Can the company show a range of uses across multiple departments? Are there insightful testimonials? Can they provide not only monitoring outcomes but client business outcomes? Are these examples across a range of organizations and industries?
14. Presentation of Data – how strong is the visualization of data and insight?
On monitoring services, people do and should judge the book by its cover. One of the biggest issues in enterprises is the small amount of time staff spend using these tools. If you have to fight to get to the right data it won’t be used. Things to consider: do monitors have provocative looking infographics? Do they provide well-formatted automated reports? Is the data and their supporting visuals sortable and customizable? Do they provide visual displays of people’s social graph? Are you able to drilldown a number of levels across the right variables? Can you export visuals seamlessly to make quick, colourful presentations?

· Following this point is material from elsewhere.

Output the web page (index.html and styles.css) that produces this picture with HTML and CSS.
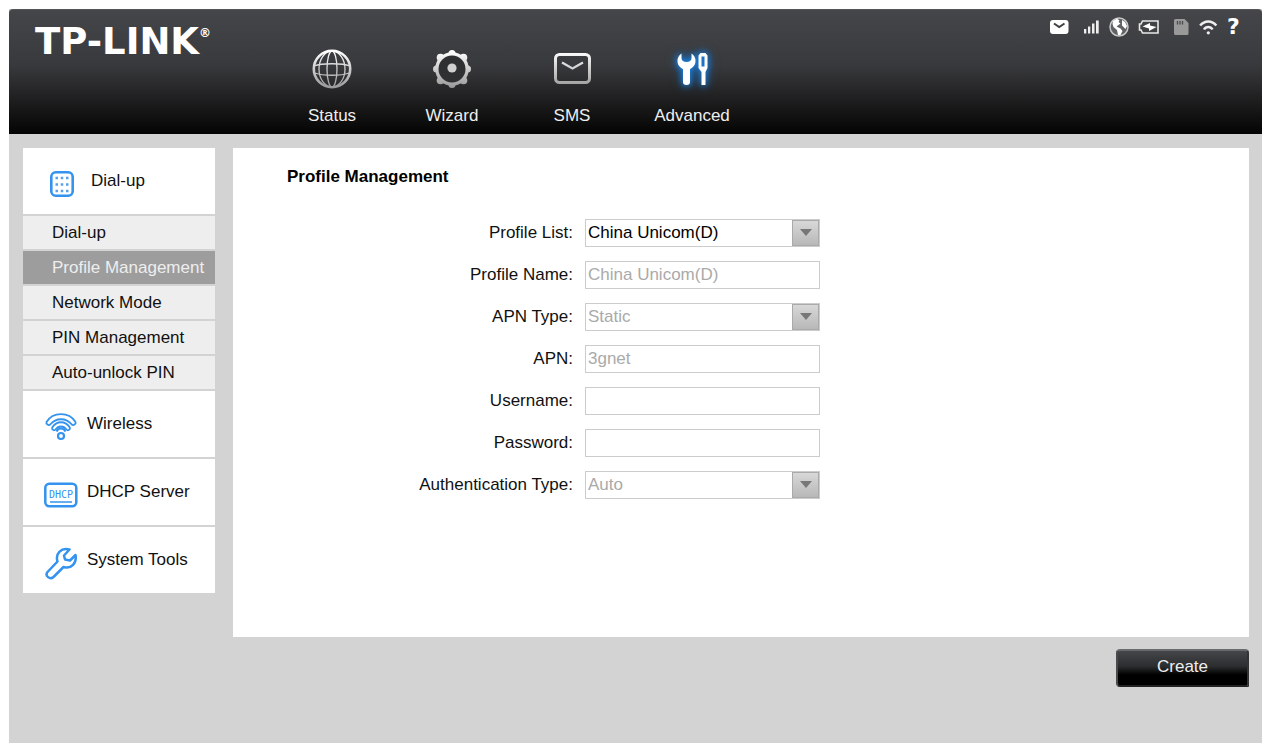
FILE: index.html
```html
<!DOCTYPE html>
<html lang="en">
<head>
  <meta charset="UTF-8">
  <title>TP-LINK - Profile Management</title>
  <link rel="stylesheet" href="styles.css">
</head>
<body>
  <header class="header">
    <a class="logo" href="#">TP-LINK<sup>®</sup></a>
    <nav class="main-nav">
      <a href="#">
        <svg width="44" height="44" viewBox="0 0 44 44" fill="none">
          <defs>
            <linearGradient id="silver" x1="0" y1="0" x2="0" y2="44" gradientUnits="userSpaceOnUse">
              <stop offset="0.1" stop-color="#fff"/>
              <stop offset="1" stop-color="#909090"/>
            </linearGradient>
          </defs>
          <g stroke="url(#silver)">
            <circle cx="22" cy="22" r="18.2" stroke-width="2.6"/>
            <g stroke-width="1.3">
              <ellipse cx="22" cy="22" rx="13" ry="18"/>
              <ellipse cx="22" cy="22" rx="5" ry="18"/>
              <path d="M4 19c8-3 28-3 36 0M5 26c8 3 26 3 34 0"/>
            </g>
          </g>
        </svg>
        <span>Status</span>
      </a>
      <a href="#">
        <svg width="44" height="44" viewBox="0 0 44 44" fill="url(#silver)">
          <circle cx="22" cy="22" r="16.800"/>
          <circle cx="22" cy="6.500" r="3.500"/>
          <circle cx="22" cy="37.500" r="3.500"/>
          <circle cx="6.500" cy="22" r="3.500"/>
          <circle cx="37.500" cy="22" r="3.500"/>
          <circle cx="10.500" cy="10.500" r="3.800"/>
          <circle cx="33.500" cy="10.500" r="3.800"/>
          <circle cx="10.500" cy="33.500" r="3.800"/>
          <circle cx="33.500" cy="33.500" r="3.800"/>
          <circle cx="22" cy="22" r="13.500" fill="#2f3032"/>
          <circle cx="22" cy="21" r="4.600" fill="#d0d0d0"/>
        </svg>
        <span>Wizard</span>
      </a>
      <a href="#">
        <svg width="44" height="44" viewBox="0 0 44 44" fill="none" stroke="url(#silver)">
          <rect x="5.500" y="7.500" width="34" height="28" rx="4" stroke-width="3"/>
          <path d="M12 15.500l10.500 6 10.500-6" stroke-width="2.200"/>
        </svg>
        <span>SMS</span>
      </a>
      <a href="#" class="active">
        <svg width="44" height="44" viewBox="0 0 44 44" fill="#fff">
          <path d="M11.500 6.500a9 9 0 0 0-4 7.500c0 4 2.500 6.500 5.500 8v13c0 2 1 3 3.500 3s3.500-1 3.500-3V22c3-1.500 5.500-4 5.500-8a9 9 0 0 0-4-7.500V11c0 2.500-2 4-5 4s-5-1.500-5-4z"/>
          <path d="M30.500 6h5l2 2.500v12.500L35.500 25v13h-4V25l-3-4V8.500zM31.500 9.500v10h3v-10z" fill-rule="evenodd"/>
        </svg>
        <span>Advanced</span>
      </a>
    </nav>
    <div class="status-icons">
      <svg width="20" height="20" viewBox="0 0 20 20">
        <rect x="0" y="3" width="18.500" height="14" rx="3" fill="#fff"/>
        <path d="M4 6.500l5.200 3.500L14.500 6.500" fill="none" stroke="#3d3e41" stroke-width="2"/>
      </svg>
      <svg class="spaced" width="16" height="20" viewBox="0 0 16 20" fill="#eee">
        <path d="M0 12h2.300v4.500H0zM4 9.500h2.300v7H4zM8 6.500h2.500v10H8zM12 3.500h2.700v13H12z"/>
      </svg>
      <svg width="20" height="20" viewBox="0 0 20 20">
        <circle cx="10" cy="10" r="9" fill="#606165" stroke="#c8c8c8" stroke-width="1.500"/>
        <path d="M4 4L8 1.500l2.500 2-1 1.500 2 1.500-4 3 4 2 2 2.500-2 4-2.500 0-1-5-3.500-3-1-3zM13 3l3 2 2 4-1.500 3-3.500-3.500z" fill="#fff"/>
      </svg>
      <svg width="22" height="20" viewBox="0 0 22 20">
        <path d="M4.500 4H20v12H4.500L3 13H1.500V7H3z" fill="none" stroke="#e8e8e8" stroke-width="1.600"/>
        <path d="M4.500 9.500L12 6v2.500l6.500 1.500L11 14v-2.500z" fill="#fff"/>
      </svg>
      <svg class="spaced" width="16" height="20" viewBox="0 0 16 20">
        <path d="M1.500 2H10.500l4 4v10.500a1.500 1.500 0 0 1-1.500 1.500H1.500A1.500 1.500 0 0 1 0 16.500v-13A1.500 1.500 0 0 1 1.500 2z" fill="#999"/>
        <path d="M3.500 4v3.500M6 4v3.500M8.500 4v3.500" stroke="#4a4b4e" stroke-width="1.300"/>
      </svg>
      <svg width="19" height="20" viewBox="0 0 19 20" fill="none" stroke="#eee" stroke-width="2.500">
        <path d="M1.200 8.500C5.500 3 13 3 17.300 8.500M5 12.500c2-3.500 6.500-3.500 8.500 0"/>
        <circle cx="9.300" cy="15.800" r="1.600" fill="#eee" stroke="none"/>
      </svg>
      <a class="help" href="#">?</a>
    </div>
  </header>

  <div class="container">
    <aside class="sidebar">
      <a class="menu-head" href="#">
        <svg width="38" height="34" viewBox="0 0 38 34">
          <rect x="7.300" y="5.300" width="21.400" height="23.400" rx="4.500" fill="none" stroke="#3393ee" stroke-width="2.600"/>
          <path d="M11.500 11h14M11.500 17.500h14M11.500 24h14" stroke="#5a9fea" stroke-width="2.500" stroke-dasharray="2.500 2.750"/>
        </svg>
        Dial-up
      </a>
      <a class="menu-sub" href="#">Dial-up</a>
      <a class="menu-sub selected" href="#">Profile Management</a>
      <a class="menu-sub" href="#">Network Mode</a>
      <a class="menu-sub" href="#">PIN Management</a>
      <a class="menu-sub" href="#">Auto-unlock PIN</a>
      <a class="menu-head" href="#">
        <svg width="34" height="34" viewBox="0 0 34 34" fill="none" stroke="#3393ee" stroke-width="1.800">
          <path d="M2.500 12C9 1.500 25 1.500 31.500 12c.8 2-2 4-3.700 2.500C22 7.500 12 7.500 6.200 14.500 4.500 16 1.700 14 2.500 12z"/>
          <path d="M8.200 17.500C12.500 10.500 21.500 10.500 25.800 17.500c.8 2-1.800 3.600-3.300 2-3-4-8-4-11 0-1.500 1.600-4.100 0-3.300-2z"/>
          <path d="M12.500 21.500c2-4 7-4 9 0" stroke-width="2.200"/>
          <circle cx="17" cy="26" r="3" stroke-width="2.200"/>
        </svg>
        Wireless
      </a>
      <a class="menu-head" href="#">
        <svg width="34" height="34" viewBox="0 0 34 34">
          <rect x="1.300" y="5.800" width="31" height="22.500" rx="4" fill="none" stroke="#3393ee" stroke-width="2.500"/>
          <text class="dhcp-text" x="17" y="20" text-anchor="middle">DHCP</text>
          <path d="M6 24h22" stroke="#3393ee" stroke-width="1.500"/>
        </svg>
        DHCP Server
      </a>
      <a class="menu-head" href="#">
        <svg width="34" height="34" viewBox="0 0 34 34" fill="none" stroke="#3393ee" stroke-width="2.500" stroke-linejoin="round">
          <path d="M25.500 3.500c-8-2.500-14.500 4-12 12L3.500 26c-3 4 2.500 8 6 5L19.500 21c8 2.500 13.500-4 12-12l-5.500 5.500-5-1-1-4z"/>
        </svg>
        System Tools
      </a>
    </aside>

    <main class="content">
      <form id="profileForm">
        <div class="panel">
          <h2>Profile Management</h2>
          <div class="row">
            <label for="profileList">Profile List:</label>
            <span class="select-box">
              <select id="profileList"><option>China Unicom(D)</option></select>
            </span>
          </div>
          <div class="row">
            <label for="profileName">Profile Name:</label>
            <input type="text" id="profileName" value="China Unicom(D)" disabled>
          </div>
          <div class="row">
            <label for="apnType">APN Type:</label>
            <span class="select-box">
              <select id="apnType" disabled><option>Static</option></select>
            </span>
          </div>
          <div class="row">
            <label for="apn">APN:</label>
            <input type="text" id="apn" value="3gnet" disabled>
          </div>
          <div class="row">
            <label for="username">Username:</label>
            <input type="text" id="username" disabled>
          </div>
          <div class="row">
            <label for="password">Password:</label>
            <input type="password" id="password" disabled>
          </div>
          <div class="row">
            <label for="authType">Authentication Type:</label>
            <span class="select-box">
              <select id="authType" disabled><option>Auto</option></select>
            </span>
          </div>
        </div>
        <div class="actions">
          <button type="submit" class="create-btn">Create</button>
        </div>
      </form>
    </main>
  </div>
</body>
</html>
```

FILE: styles.css
```css
* {
  box-sizing: border-box;
}

html {
  background: #fff;
}

body {
  margin: 9px 3px 2px 9px;
  min-height: calc(100vh - 11px);
  background: #d3d3d3;
  color: #111;
  font-family: Arial, "Liberation Sans", sans-serif;
  font-size: 17px;
  line-height: 22px;
}

a {
  color: inherit;
  text-decoration: none;
}

/* Header */
.header {
  display: flex;
  height: 125px;
  padding-right: 19px;
  background: linear-gradient(#454649, #38393c 45%, #1c1c1d 75%, #040404);
  border-top: 1px solid #55565a;
  border-radius: 4px 4px 0 0;
  color: #eee;
}

.logo {
  width: 263px;
  padding: 12px 0 0 26px;
  color: #fff;
  font-family: "DejaVu Sans", sans-serif;
  font-size: 37px;
  font-weight: bold;
  line-height: 40px;
  white-space: nowrap;
}
.logo sup {
  font-size: 12px;
  line-height: 12px;
  vertical-align: 17px;
}

/* Main navigation */
.main-nav {
  display: flex;
}
.main-nav a {
  display: flex;
  flex-direction: column;
  align-items: center;
  width: 120px;
  padding-top: 37px;
}
.main-nav span {
  margin-top: 14px;
}
.main-nav .active svg {
  overflow: visible;
  filter: drop-shadow(0 0 3px #1a8cf0) drop-shadow(0 0 4px #1565b5);
}

/* Status icons on the right */
.status-icons {
  display: flex;
  gap: 9px;
  height: 20px;
  margin: 7px 0 0 auto;
}
.status-icons .spaced {
  margin-left: 5px;
}
.help {
  width: 16px;
  color: #fff;
  font-family: "DejaVu Sans", sans-serif;
  font-size: 22px;
  font-weight: bold;
  line-height: 20px;
}

/* Page columns */
.container {
  display: flex;
  align-items: flex-start;
  gap: 18px;
  padding: 14px 13px 14px 14px;
}

/* Sidebar menu */
.sidebar {
  display: flex;
  flex-direction: column;
  flex: none;
  gap: 2px;
  width: 192px;
}
.menu-head {
  display: flex;
  align-items: center;
  gap: 9px;
  height: 66px;
  padding-left: 21px;
  background: #fff;
}
.menu-head svg {
  margin-top: 6px;
}
.menu-sub {
  height: 33px;
  padding-left: 29px;
  background: #eee;
  line-height: 33px;
}
.menu-sub.selected {
  background: #9d9d9d;
  color: #eee;
}
.dhcp-text {
  fill: #3393ee;
  font-family: "DejaVu Sans Mono", monospace;
  font-size: 10px;
}

/* Profile form */
.content {
  flex: 1;
}
.panel {
  min-height: 489px;
  padding: 18px 54px;
  background: #fff;
}
.panel h2 {
  margin: 0 0 31px;
  color: #000;
  font-size: 17px;
}
.row {
  display: flex;
  gap: 12px;
  margin-bottom: 14px;
}
.row label {
  width: 286px;
  line-height: 28px;
  text-align: right;
}
.row input,
.row select {
  width: 235px;
  height: 28px;
  padding: 0 2px;
  background: #fff;
  border: 1px solid #ccc;
  border-radius: 0;
  color: #000;
  font: inherit;
}
.row select {
  appearance: none;
}
.row input:disabled,
.row select:disabled {
  color: #aaa;
  opacity: 1;
}

/* Arrow button drawn over the select */
.select-box {
  position: relative;
}
.select-box::before {
  content: "";
  position: absolute;
  top: 1px;
  right: 1px;
  width: 25px;
  height: 24px;
  background: linear-gradient(#d8d8d8, #b8b8b8);
  border: 1px solid #aaa;
  pointer-events: none;
}
.select-box::after {
  content: "";
  position: absolute;
  top: 10px;
  right: 8px;
  border: 6px solid transparent;
  border-top: 7px solid #777;
  border-bottom: 0;
  pointer-events: none;
}

/* Create button */
.actions {
  display: flex;
  justify-content: flex-end;
  padding-top: 12px;
}
.create-btn {
  width: 133px;
  height: 38px;
  padding: 0 0 3px;
  background: linear-gradient(#454649, #2c2d2f 45%, #000 70%);
  border: 2px solid #4a4a4c;
  border-color: #68696b #333 #222 #4a4a4c;
  border-radius: 4px 4px 0 4px;
  color: #eee;
  font: inherit;
  cursor: pointer;
}
```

15. Standardized with servers/programming software/mobile apps – does it work where I want it to?
This is more technical in orientation but an obvious is making sure it works with your enterprise’s tech infrastructure. Mac and PC-friendliness? Broswer or software-based? All browsers? Flash-based (challenge when mobile)? Can it embed itself into software and dashboards (e.g. Radian6’s Excel Add In widget)? Can it export itself into word, excel, sql and other formats in your desktop software? Can you access the data remotely through iPhone, Blackberry, Android and/or Symbian apps?